==== Data shown ====

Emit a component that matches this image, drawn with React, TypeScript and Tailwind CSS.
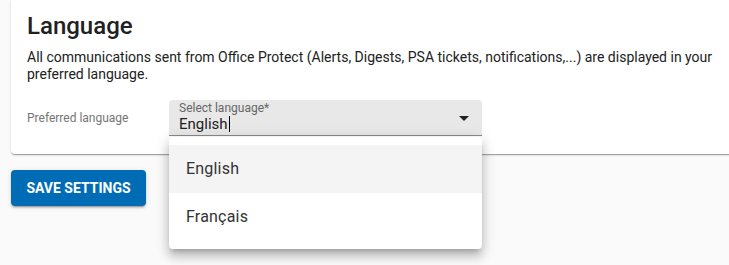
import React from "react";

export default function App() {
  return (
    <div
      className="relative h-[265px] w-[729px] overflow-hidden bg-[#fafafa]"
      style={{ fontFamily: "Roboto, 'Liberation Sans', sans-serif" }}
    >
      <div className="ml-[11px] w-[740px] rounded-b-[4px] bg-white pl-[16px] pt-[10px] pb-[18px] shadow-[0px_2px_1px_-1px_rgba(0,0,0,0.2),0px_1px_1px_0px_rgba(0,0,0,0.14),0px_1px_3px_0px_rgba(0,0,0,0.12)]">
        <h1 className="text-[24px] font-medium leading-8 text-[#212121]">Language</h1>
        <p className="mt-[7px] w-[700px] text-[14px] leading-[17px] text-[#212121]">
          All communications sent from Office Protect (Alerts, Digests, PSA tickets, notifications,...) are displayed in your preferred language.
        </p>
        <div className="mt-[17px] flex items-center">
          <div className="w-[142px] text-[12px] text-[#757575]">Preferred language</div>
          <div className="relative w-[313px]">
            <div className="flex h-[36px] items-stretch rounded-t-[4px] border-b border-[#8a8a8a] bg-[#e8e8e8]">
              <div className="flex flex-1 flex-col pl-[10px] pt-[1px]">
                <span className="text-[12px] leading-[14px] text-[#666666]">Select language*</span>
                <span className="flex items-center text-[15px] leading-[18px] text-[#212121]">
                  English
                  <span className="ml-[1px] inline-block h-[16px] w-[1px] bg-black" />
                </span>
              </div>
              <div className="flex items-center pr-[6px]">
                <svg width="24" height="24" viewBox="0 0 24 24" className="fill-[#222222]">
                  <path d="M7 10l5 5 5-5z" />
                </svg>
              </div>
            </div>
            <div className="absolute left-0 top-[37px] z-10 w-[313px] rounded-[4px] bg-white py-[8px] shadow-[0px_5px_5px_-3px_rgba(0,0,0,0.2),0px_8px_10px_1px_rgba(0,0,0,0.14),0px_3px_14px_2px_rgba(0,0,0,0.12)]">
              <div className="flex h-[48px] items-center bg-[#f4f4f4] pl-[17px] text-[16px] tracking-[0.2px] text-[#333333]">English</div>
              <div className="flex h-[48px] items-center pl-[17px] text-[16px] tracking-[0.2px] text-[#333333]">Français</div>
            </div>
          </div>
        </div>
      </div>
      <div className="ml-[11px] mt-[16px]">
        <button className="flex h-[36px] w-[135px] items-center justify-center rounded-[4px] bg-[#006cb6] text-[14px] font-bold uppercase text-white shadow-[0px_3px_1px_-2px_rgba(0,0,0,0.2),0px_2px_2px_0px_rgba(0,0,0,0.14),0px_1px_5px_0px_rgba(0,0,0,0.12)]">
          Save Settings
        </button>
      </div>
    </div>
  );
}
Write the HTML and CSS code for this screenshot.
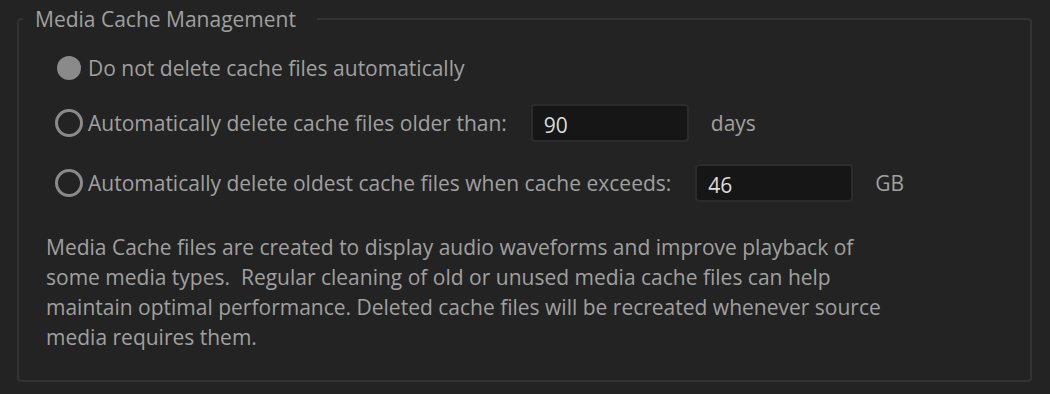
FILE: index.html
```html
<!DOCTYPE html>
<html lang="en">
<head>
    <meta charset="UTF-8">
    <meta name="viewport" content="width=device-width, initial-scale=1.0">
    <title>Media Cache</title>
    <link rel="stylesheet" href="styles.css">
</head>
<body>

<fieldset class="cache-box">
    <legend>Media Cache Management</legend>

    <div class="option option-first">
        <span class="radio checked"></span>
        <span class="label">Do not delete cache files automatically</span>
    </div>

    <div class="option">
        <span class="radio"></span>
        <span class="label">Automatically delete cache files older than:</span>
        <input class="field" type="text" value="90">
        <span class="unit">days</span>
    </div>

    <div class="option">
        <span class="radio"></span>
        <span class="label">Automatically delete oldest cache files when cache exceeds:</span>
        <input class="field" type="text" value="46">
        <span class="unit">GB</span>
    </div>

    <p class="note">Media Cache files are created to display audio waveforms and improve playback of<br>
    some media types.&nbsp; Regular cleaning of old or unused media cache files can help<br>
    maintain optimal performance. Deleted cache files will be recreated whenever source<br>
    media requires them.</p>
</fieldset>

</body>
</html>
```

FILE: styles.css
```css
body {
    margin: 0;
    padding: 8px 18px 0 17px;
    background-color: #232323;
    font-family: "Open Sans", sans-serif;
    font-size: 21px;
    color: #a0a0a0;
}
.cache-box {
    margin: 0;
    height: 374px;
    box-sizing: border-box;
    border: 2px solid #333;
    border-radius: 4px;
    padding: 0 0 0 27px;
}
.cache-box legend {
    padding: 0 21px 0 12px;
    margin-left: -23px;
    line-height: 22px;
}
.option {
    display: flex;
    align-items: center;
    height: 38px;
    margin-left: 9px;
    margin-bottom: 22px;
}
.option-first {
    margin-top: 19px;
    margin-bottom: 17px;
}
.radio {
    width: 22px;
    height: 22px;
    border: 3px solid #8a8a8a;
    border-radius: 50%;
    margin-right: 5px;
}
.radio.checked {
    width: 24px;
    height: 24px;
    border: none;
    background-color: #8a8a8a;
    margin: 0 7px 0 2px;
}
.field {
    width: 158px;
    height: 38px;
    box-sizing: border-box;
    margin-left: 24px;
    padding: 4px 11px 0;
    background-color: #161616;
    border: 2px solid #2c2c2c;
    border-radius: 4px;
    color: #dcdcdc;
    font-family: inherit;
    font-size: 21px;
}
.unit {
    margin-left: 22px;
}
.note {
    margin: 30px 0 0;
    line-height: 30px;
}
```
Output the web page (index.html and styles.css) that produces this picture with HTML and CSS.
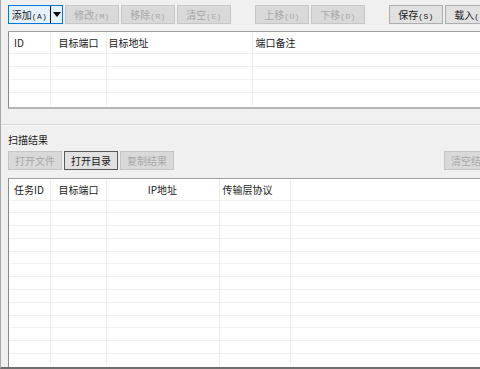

====

◆ Exercise details ◆
Copy the records above exactly, from the first line through the line containing "import React from", and leave out the pictures.

◆ Complete response ◆
Emit a component that matches this image, drawn with React, TypeScript and Tailwind CSS.
import React from "react";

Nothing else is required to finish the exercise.